I survived. No one died, no codes were called. So by my own standards, it was a good day.

When I finally wrapped up my paperwork (an hour late), I stopped by the DON’s office to drop off one of my forms, and it ended up being a debriefing. She said that I handled it well considering everything that went on, my lack of experience (both on that unit and because I’m a new grad) and that it was a sign of growth that I knew I needed help and asked for it. She was actually very encouraging--in fact, she even thanked me for giving her an excuse to get on the floor because she rarely gets to do that anymore.

Last day of the week. I’m back home in detox. Low census so it’s just me with a tech. I know the faces, I know most of the turf. Most. Apparently not all, as I goofed up on a taper order–I misunderstood what the doctor had wanted, and she got an extra drug that she didn’t need. Plus, the admissions department got a crazy use and medication history from the patient, so when she got up here, we’re not sure of why she’s here and what she should be on.

So on my fourth call to the doctor as we try to get this all sorted out, I tell him what she’s received so far today…and found out I got the order wrong. Surprisingly, I didn’t get raked over the coals for it. He was actually pretty sympathetic to the fact that I’m a new grad still learning the basics, and was quite encouraging in his pep talk. He asked me what training I had had in detox and I told him what they covered in orientation (which isn’t a lot), but I’ve been reading up on most of it on my own because I find the field fascinating and that I wanted to get more involved in it. He said he wasn’t upset with me for the order mix-up–though issued a new order for me to discontinue that drug–and that he was going to look into getting an in-service for those of us who work there regularly, so we can learn more about the protocols. He also thanked me for my dedication and work there, and that he was glad that I had called him because it was better I did call when I needed to than not to call and wonder if I’m doing the right thing.

Of all the people to tell me to keep my chin up and offer help, it was a doctor. Go fig.

The tech and the LPN who visited me at the end of the shift told me I should relax, I shouldn’t stress so much over my work. I told them I knew that but that’s just how I’m wired, but I am still going to try. Funny enough, both of them said to me the things I say to myself and to others. The tech told me that no one died, so it’s all OK; I echo those sentiments every shift. The LPN told me that what doesn’t kill me makes me stronger; I had said that to someone after my day in the ICU.

I guess I just felt frustrated these days because I feel like…well, like a new grad. Stumbling and bumbling and not knowing my ass from my elbow…and yeah, the fact that I was valedictorian just makes me feel that I should be the last person stumbling and bumbling. I should know this stuff cold–I did on the tests. I did in class. And I know that really practicing as a nurse is a world different than what I did in class and on the tests. I still felt incompetent though, even though I know I’m not.

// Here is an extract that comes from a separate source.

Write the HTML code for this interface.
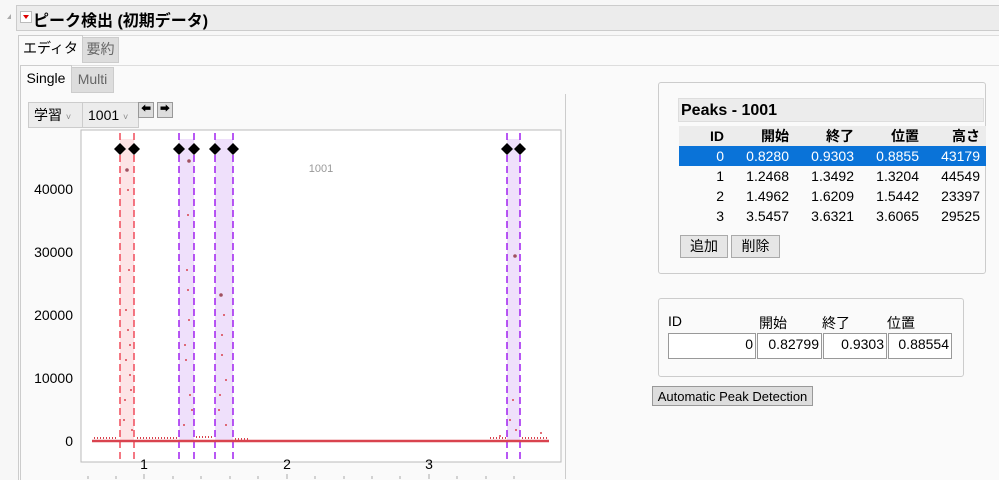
<!DOCTYPE html><html><head><meta charset="utf-8"><style>
body{margin:0;width:999px;height:479px;background:#f7f7f7;font-family:"Liberation Sans","Noto Sans CJK JP",sans-serif;position:relative;overflow:hidden}
.a{position:absolute}
.tbl td{font-size:14px;text-align:right;padding:0 6px 0 0;height:20px}
</style></head><body>
<div class="a" style="left:16px;top:5px;width:983px;height:24px;background:#ececec;border:1px solid #ccc;border-right:none"></div>
<div class="a" style="left:7px;top:14px;width:0;height:0;border-left:4px solid transparent;border-bottom:5px solid #aaa"></div>
<div class="a" style="left:20px;top:11px;width:10px;height:10px;background:#fff;border:1px solid #bbb"></div>
<div class="a" style="left:23px;top:15px;border-left:3px solid transparent;border-right:3px solid transparent;border-top:4px solid #d00"></div>
<div class="a" style="left:33px;top:7px;font-size:16px;font-weight:bold">ピーク検出 (初期データ)</div>
<div class="a" style="left:18px;top:35px;width:981px;height:444px;background:#fafafa;border-left:1px solid #ccc;border-top:1px solid #ddd"></div>
<div class="a" style="left:18px;top:35px;width:63px;height:27px;background:#fafafa;border:1px solid #ccc;border-bottom:none;font-size:14px;line-height:24px;text-align:center">エディタ</div>
<div class="a" style="left:82px;top:37px;width:35px;height:24px;background:#ddd;border:1px solid #ccc;font-size:14px;line-height:22px;text-align:center;color:#666">要約</div>
<div class="a" style="left:20px;top:65px;width:979px;height:414px;border-top:1px solid #ddd;border-left:1px solid #ccc"></div>
<div class="a" style="left:20px;top:65px;width:50px;height:25px;border:1px solid #ccc;border-bottom:none;background:#fafafa;font-size:14px;line-height:25px;text-align:center">Single</div>
<div class="a" style="left:71px;top:67px;width:41px;height:24px;background:#ddd;border:1px solid #ccc;font-size:14px;line-height:23px;text-align:center;color:#666">Multi</div>
<div class="a" style="left:18px;top:94px;width:546px;height:385px;border-left:1px solid #ccc;border-right:1px solid #ccc"></div>
<div class="a" style="left:28px;top:102px;width:49px;height:24px;background:#ececec;border:1px solid #ccc;font-size:14px;line-height:24px;padding-left:5px">学習 <span style="font-size:9px;color:#888">˅</span></div>
<div class="a" style="left:82px;top:102px;width:50px;height:24px;background:#ececec;border:1px solid #ccc;font-size:14px;line-height:24px;padding-left:5px">1001 <span style="font-size:9px;color:#888">˅</span></div>
<div class="a" style="left:138px;top:102px;width:14px;height:14px;background:#ddd;border:1px solid #999;font-size:10px;line-height:14px;text-align:center">⬅</div>
<div class="a" style="left:157px;top:102px;width:14px;height:14px;background:#ddd;border:1px solid #999;font-size:10px;line-height:14px;text-align:center">➡</div>
<svg class="a" style="left:0;top:0" width="999" height="479">
<rect x="81" y="130" width="480" height="332" fill="#fff" stroke="#bbb"/>
<g font-size="14" text-anchor="end" fill="#000">
<text x="73" y="194">40000</text><text x="73" y="257">30000</text><text x="73" y="320">20000</text><text x="73" y="383">10000</text><text x="73" y="446">0</text></g>
<g font-size="14" text-anchor="middle"><text x="144" y="469">1</text><text x="287" y="469">2</text><text x="429" y="469">3</text></g>
<g stroke="#aaa"><line x1="144" y1="474" x2="144" y2="479"/><line x1="287" y1="474" x2="287" y2="479"/><line x1="429" y1="474" x2="429" y2="479"/><line x1="88" y1="476" x2="88" y2="479"/><line x1="116" y1="476" x2="116" y2="479"/><line x1="173" y1="476" x2="173" y2="479"/><line x1="201" y1="476" x2="201" y2="479"/><line x1="230" y1="476" x2="230" y2="479"/><line x1="258" y1="476" x2="258" y2="479"/><line x1="315" y1="476" x2="315" y2="479"/><line x1="344" y1="476" x2="344" y2="479"/><line x1="372" y1="476" x2="372" y2="479"/><line x1="400" y1="476" x2="400" y2="479"/><line x1="457" y1="476" x2="457" y2="479"/><line x1="486" y1="476" x2="486" y2="479"/><line x1="514" y1="476" x2="514" y2="479"/></g>
<text x="321" y="172" font-size="11" fill="#999" text-anchor="middle">1001</text>
<rect x="120" y="139" width="14" height="302" fill="#fde4e6"/>
<rect x="179" y="139" width="15" height="302" fill="#efe0fb"/>
<rect x="215" y="139" width="18" height="302" fill="#efe0fb"/>
<rect x="507" y="139" width="13" height="302" fill="#efe0fb"/>
<g stroke-dasharray="7,4" stroke-width="1.5">
<line x1="120" y1="133" x2="120" y2="460" stroke="#f04b5a"/><line x1="134" y1="133" x2="134" y2="460" stroke="#f04b5a"/>
<line x1="179" y1="133" x2="179" y2="460" stroke="#a020f0"/><line x1="194" y1="133" x2="194" y2="460" stroke="#a020f0"/>
<line x1="215" y1="133" x2="215" y2="460" stroke="#a020f0"/><line x1="233" y1="133" x2="233" y2="460" stroke="#a020f0"/>
<line x1="507" y1="133" x2="507" y2="460" stroke="#a020f0"/><line x1="520" y1="133" x2="520" y2="460" stroke="#a020f0"/></g>
<line x1="92" y1="441" x2="549" y2="441" stroke="#d9434f" stroke-width="2.5"/>
<g stroke="#d9434f" stroke-width="2" stroke-dasharray="1,2">
<line x1="94" y1="438" x2="118" y2="438"/><line x1="137" y1="438" x2="178" y2="438"/><line x1="196" y1="437" x2="214" y2="437"/><line x1="235" y1="439" x2="250" y2="439"/><line x1="490" y1="438" x2="506" y2="438"/><line x1="522" y1="438" x2="549" y2="438"/></g>
<g fill="#d9434f">
<circle cx="127" cy="170" r="1.8" fill="#a05060"/><circle cx="128" cy="190" r="1"/><circle cx="129" cy="270" r="1"/><circle cx="126" cy="310" r="1"/><circle cx="128" cy="330" r="1"/><circle cx="130" cy="345" r="1"/><circle cx="126" cy="360" r="1"/><circle cx="131" cy="390" r="1"/><circle cx="124" cy="420" r="1"/><circle cx="132" cy="430" r="1"/><circle cx="125" cy="400" r="1"/><circle cx="130" cy="375" r="1"/>
<circle cx="189" cy="161" r="1.8" fill="#a05060"/><circle cx="188" cy="215" r="1"/><circle cx="187" cy="270" r="1"/><circle cx="189" cy="320" r="1"/><circle cx="186" cy="360" r="1"/><circle cx="190" cy="395" r="1"/><circle cx="192" cy="410" r="1"/><circle cx="184" cy="425" r="1"/><circle cx="188" cy="290" r="1"/><circle cx="185" cy="345" r="1"/>
<circle cx="221" cy="295" r="1.8" fill="#a05060"/><circle cx="224" cy="315" r="1"/><circle cx="222" cy="355" r="1"/><circle cx="226" cy="380" r="1"/><circle cx="219" cy="410" r="1"/><circle cx="226" cy="425" r="1"/><circle cx="222" cy="335" r="1"/><circle cx="220" cy="395" r="1"/>
<circle cx="515" cy="256" r="1.8" fill="#a05060"/><circle cx="513" cy="400" r="1"/><circle cx="510" cy="420" r="1"/><circle cx="516" cy="430" r="1"/><circle cx="541" cy="433" r="1"/><circle cx="500" cy="436" r="1"/></g>
<g fill="#000">
<path d="M120 143l6 6-6 6-6-6z"/><path d="M134 143l6 6-6 6-6-6z"/><path d="M179 143l6 6-6 6-6-6z"/><path d="M194 143l6 6-6 6-6-6z"/><path d="M215 143l6 6-6 6-6-6z"/><path d="M233 143l6 6-6 6-6-6z"/><path d="M507 143l6 6-6 6-6-6z"/><path d="M520 143l6 6-6 6-6-6z"/></g>
</svg>
<div class="a" style="left:658px;top:82px;width:326px;height:190px;border:1px solid #ccc;border-radius:3px;background:#fafafa"></div>
<div class="a" style="left:678px;top:98px;width:306px;height:24px;background:#ececec;border:1px solid #ddd;font-size:16px;font-weight:bold;line-height:24px;padding-left:2px;box-sizing:border-box">Peaks - 1001</div>
<table class="a tbl" style="left:679px;top:126px;border-collapse:collapse;width:307px">
<tr style="background:#ececec;font-weight:bold"><td style="width:45px">ID</td><td style="width:59px">開始</td><td style="width:59px">終了</td><td style="width:59px">位置</td><td>高さ</td></tr>
<tr style="background:#0a73d8;color:#fff"><td>0</td><td>0.8280</td><td>0.9303</td><td>0.8855</td><td>43179</td></tr>
<tr><td>1</td><td>1.2468</td><td>1.3492</td><td>1.3204</td><td>44549</td></tr>
<tr><td>2</td><td>1.4962</td><td>1.6209</td><td>1.5442</td><td>23397</td></tr>
<tr><td>3</td><td>3.5457</td><td>3.6321</td><td>3.6065</td><td>29525</td></tr></table>
<div class="a" style="left:680px;top:235px;width:46px;height:21px;background:#e6e6e6;border:1px solid #aaa;font-size:14px;line-height:21px;text-align:center">追加</div>
<div class="a" style="left:731px;top:235px;width:47px;height:21px;background:#e6e6e6;border:1px solid #aaa;font-size:14px;line-height:21px;text-align:center">削除</div>
<div class="a" style="left:658px;top:298px;width:304px;height:77px;border:1px solid #ccc;border-radius:3px;background:#fafafa"></div>
<div class="a" style="left:668px;top:313px;font-size:14px">ID</div>
<div class="a" style="left:759px;top:313px;font-size:14px">開始</div>
<div class="a" style="left:822px;top:313px;font-size:14px">終了</div>
<div class="a" style="left:887px;top:313px;font-size:14px">位置</div>
<div class="a" style="left:668px;top:333px;width:88px;height:26px;background:#fff;border:1px solid #999;font-size:14px;text-align:right;line-height:20px;box-sizing:border-box;padding-right:2px">0</div>
<div class="a" style="left:757px;top:333px;width:65px;height:26px;background:#fff;border:1px solid #999;font-size:14px;text-align:right;line-height:20px;box-sizing:border-box;padding-right:2px">0.82799</div>
<div class="a" style="left:823px;top:333px;width:64px;height:26px;background:#fff;border:1px solid #999;font-size:14px;text-align:right;line-height:20px;box-sizing:border-box;padding-right:2px">0.9303</div>
<div class="a" style="left:888px;top:333px;width:64px;height:26px;background:#fff;border:1px solid #999;font-size:14px;text-align:right;line-height:20px;box-sizing:border-box;padding-right:2px">0.88554</div>
<div class="a" style="left:652px;top:386px;width:161px;height:20px;background:#ddd;border:1px solid #999;font-size:13px;line-height:20px;text-align:center;box-sizing:border-box">Automatic Peak Detection</div>
</body></html>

I’m hard on myself though. Sometimes too hard. I was like that in school too…still am. For my talk of not caring what grades I get in the BSN program as long as it’s at least a B, I’m going into the final week of the class with a 99%.

Well, if I’m smart about this (and I plan to be), I’m going to take all that happened this week and see how it can help me grow. And not go into my next shift with the attitude of ”I’m going to stumble and bumble again” but that I’m going to do the best I can. After all, if no one dies and no codes are called, it really is a good day at work no matter what happens.